■ **What the task requires**
Transcribe all of the data exactly. Omit the pictures.
================================
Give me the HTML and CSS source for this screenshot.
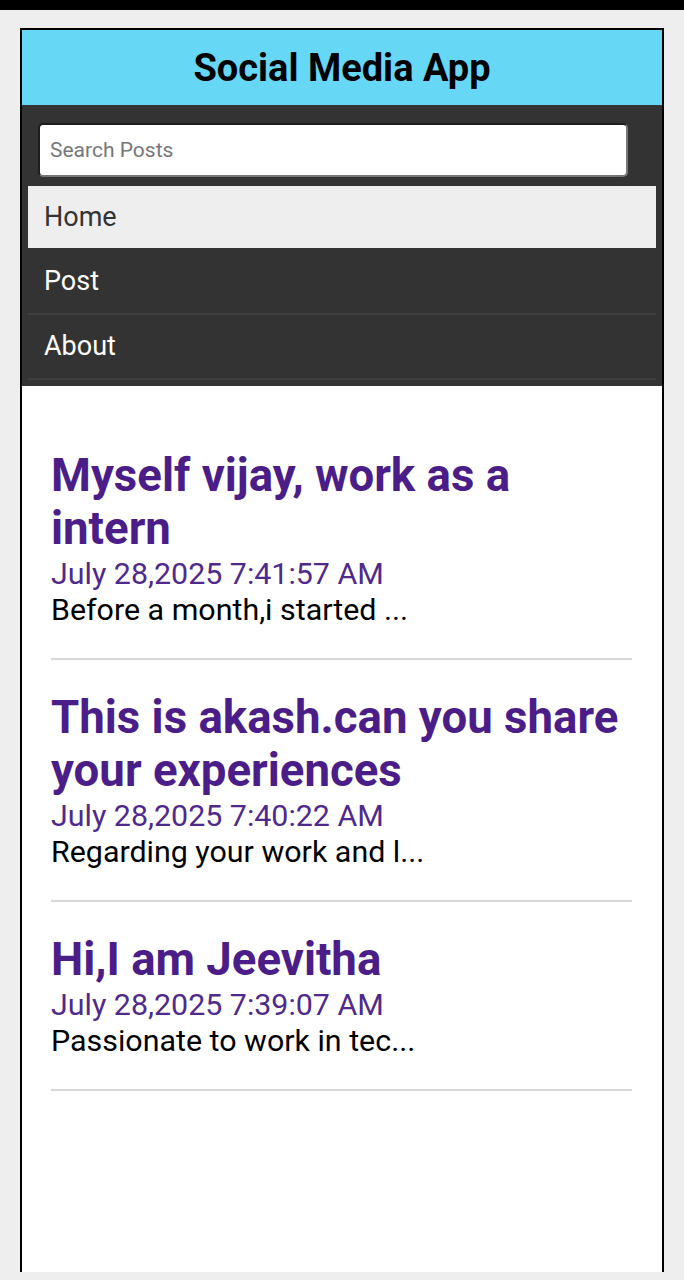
FILE: index.html
```html
<!DOCTYPE html>
<html lang="en">
<head>
<meta charset="utf-8">
<title>Social Media App</title>
<link rel="stylesheet" href="styles.css">
</head>
<body>
<div class="status-bar"></div>
<div class="page">
  <div class="app">
    <header class="app-header">
      <h1>Social Media App</h1>
    </header>
    <nav class="nav">
      <div class="search">
        <input type="text" placeholder="Search Posts">
      </div>
      <a class="nav-item active" href="#">Home</a>
      <a class="nav-item" href="#">Post</a>
      <a class="nav-item" href="#">About</a>
    </nav>
    <main class="content">
      <article class="post">
        <h2 class="post-title">Myself vijay, work as a intern</h2>
        <div class="post-date">July 28,2025 7:41:57 AM</div>
        <p class="post-excerpt">Before a month,i started ...</p>
      </article>
      <article class="post">
        <h2 class="post-title">This is akash.can you share your experiences</h2>
        <div class="post-date">July 28,2025 7:40:22 AM</div>
        <p class="post-excerpt">Regarding your work and l...</p>
      </article>
      <article class="post">
        <h2 class="post-title">Hi,I am Jeevitha</h2>
        <div class="post-date">July 28,2025 7:39:07 AM</div>
        <p class="post-excerpt">Passionate to work in tec...</p>
      </article>
    </main>
  </div>
</div>
</body>
</html>
```

FILE: styles.css
```css
* { box-sizing: border-box; }

html, body {
  margin: 0;
  padding: 0;
  height: 1280px;
  overflow: hidden;
}

body {
  background: #eeeeee;
  font-family: Roboto, "Noto Sans", sans-serif;
}

.status-bar {
  height: 10px;
  background: #000;
}

.page {
  padding: 18px 20px 0 20px;
}

.app {
  height: 1244px;
  background: #fff;
  border: 2px solid #000;
  border-bottom: 0;
  display: flex;
  flex-direction: column;
}

.app-header {
  background: #66d7f5;
  height: 75px;
  display: flex;
  align-items: center;
  justify-content: center;
  padding-top: 1px;
}

.app-header h1 {
  margin: 0;
  font-size: 38px;
  font-weight: 700;
  color: #000;
}

.nav {
  background: #333333;
  padding: 8px 6px 6px 6px;
  display: flex;
  flex-direction: column;
}

.search {
  padding: 10px 10px 9px 10px;
}

.search input {
  display: block;
  width: 590px;
  height: 54px;
  border-radius: 5px;
  border: 2px solid;
  border-color: #1e1e1e #777 #777 #1e1e1e;
  background: #fff;
  padding: 0 10px;
  font-family: Roboto, sans-serif;
  font-size: 21px;
  color: #333;
  outline: none;
}

.search input::placeholder {
  color: #777;
}

.nav-item {
  display: flex;
  align-items: center;
  height: 65px;
  padding: 0 16px 1px 16px;
  font-size: 27px;
  color: #fff;
  text-decoration: none;
  border-bottom: 2px solid #3f3f3f;
}

.nav-item.active {
  height: 64px;
  background: #eeeeee;
  color: #333;
  border-bottom-color: #333333;
}

.content {
  padding: 32px 30px 0 29px;
}

.post {
  margin-top: 31px;
  padding-bottom: 30px;
  border-bottom: 2px solid #d8d8d8;
}

.post-title {
  margin: 0;
  font-size: 45.6px;
  line-height: 53px;
  font-weight: 700;
  color: #4b1d88;
}

.post-date {
  margin-top: 1px;
  font-size: 30.4px;
  line-height: 36px;
  color: #4f2a8c;
}

.post-excerpt {
  margin: 0;
  font-size: 30.4px;
  line-height: 36px;
  color: #000;
}
```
================================
■ **Full output**
Give me the HTML and CSS source for this screenshot.
FILE: index.html
```html
<!DOCTYPE html>
<html lang="en">
<head>
<meta charset="utf-8">
<title>Social Media App</title>
<link rel="stylesheet" href="styles.css">
</head>
<body>
<div class="status-bar"></div>
<div class="page">
  <div class="app">
    <header class="app-header">
      <h1>Social Media App</h1>
    </header>
    <nav class="nav">
      <div class="search">
        <input type="text" placeholder="Search Posts">
      </div>
      <a class="nav-item active" href="#">Home</a>
      <a class="nav-item" href="#">Post</a>
      <a class="nav-item" href="#">About</a>
    </nav>
    <main class="content">
      <article class="post">
        <h2 class="post-title">Myself vijay, work as a intern</h2>
        <div class="post-date">July 28,2025 7:41:57 AM</div>
        <p class="post-excerpt">Before a month,i started ...</p>
      </article>
      <article class="post">
        <h2 class="post-title">This is akash.can you share your experiences</h2>
        <div class="post-date">July 28,2025 7:40:22 AM</div>
        <p class="post-excerpt">Regarding your work and l...</p>
      </article>
      <article class="post">
        <h2 class="post-title">Hi,I am Jeevitha</h2>
        <div class="post-date">July 28,2025 7:39:07 AM</div>
        <p class="post-excerpt">Passionate to work in tec...</p>
      </article>
    </main>
  </div>
</div>
</body>
</html>
```

FILE: styles.css
```css
* { box-sizing: border-box; }

html, body {
  margin: 0;
  padding: 0;
  height: 1280px;
  overflow: hidden;
}

body {
  background: #eeeeee;
  font-family: Roboto, "Noto Sans", sans-serif;
}

.status-bar {
  height: 10px;
  background: #000;
}

.page {
  padding: 18px 20px 0 20px;
}

.app {
  height: 1244px;
  background: #fff;
  border: 2px solid #000;
  border-bottom: 0;
  display: flex;
  flex-direction: column;
}

.app-header {
  background: #66d7f5;
  height: 75px;
  display: flex;
  align-items: center;
  justify-content: center;
  padding-top: 1px;
}

.app-header h1 {
  margin: 0;
  font-size: 38px;
  font-weight: 700;
  color: #000;
}

.nav {
  background: #333333;
  padding: 8px 6px 6px 6px;
  display: flex;
  flex-direction: column;
}

.search {
  padding: 10px 10px 9px 10px;
}

.search input {
  display: block;
  width: 590px;
  height: 54px;
  border-radius: 5px;
  border: 2px solid;
  border-color: #1e1e1e #777 #777 #1e1e1e;
  background: #fff;
  padding: 0 10px;
  font-family: Roboto, sans-serif;
  font-size: 21px;
  color: #333;
  outline: none;
}

.search input::placeholder {
  color: #777;
}

.nav-item {
  display: flex;
  align-items: center;
  height: 65px;
  padding: 0 16px 1px 16px;
  font-size: 27px;
  color: #fff;
  text-decoration: none;
  border-bottom: 2px solid #3f3f3f;
}

.nav-item.active {
  height: 64px;
  background: #eeeeee;
  color: #333;
  border-bottom-color: #333333;
}

.content {
  padding: 32px 30px 0 29px;
}

.post {
  margin-top: 31px;
  padding-bottom: 30px;
  border-bottom: 2px solid #d8d8d8;
}

.post-title {
  margin: 0;
  font-size: 45.6px;
  line-height: 53px;
  font-weight: 700;
  color: #4b1d88;
}

.post-date {
  margin-top: 1px;
  font-size: 30.4px;
  line-height: 36px;
  color: #4f2a8c;
}

.post-excerpt {
  margin: 0;
  font-size: 30.4px;
  line-height: 36px;
  color: #000;
}
```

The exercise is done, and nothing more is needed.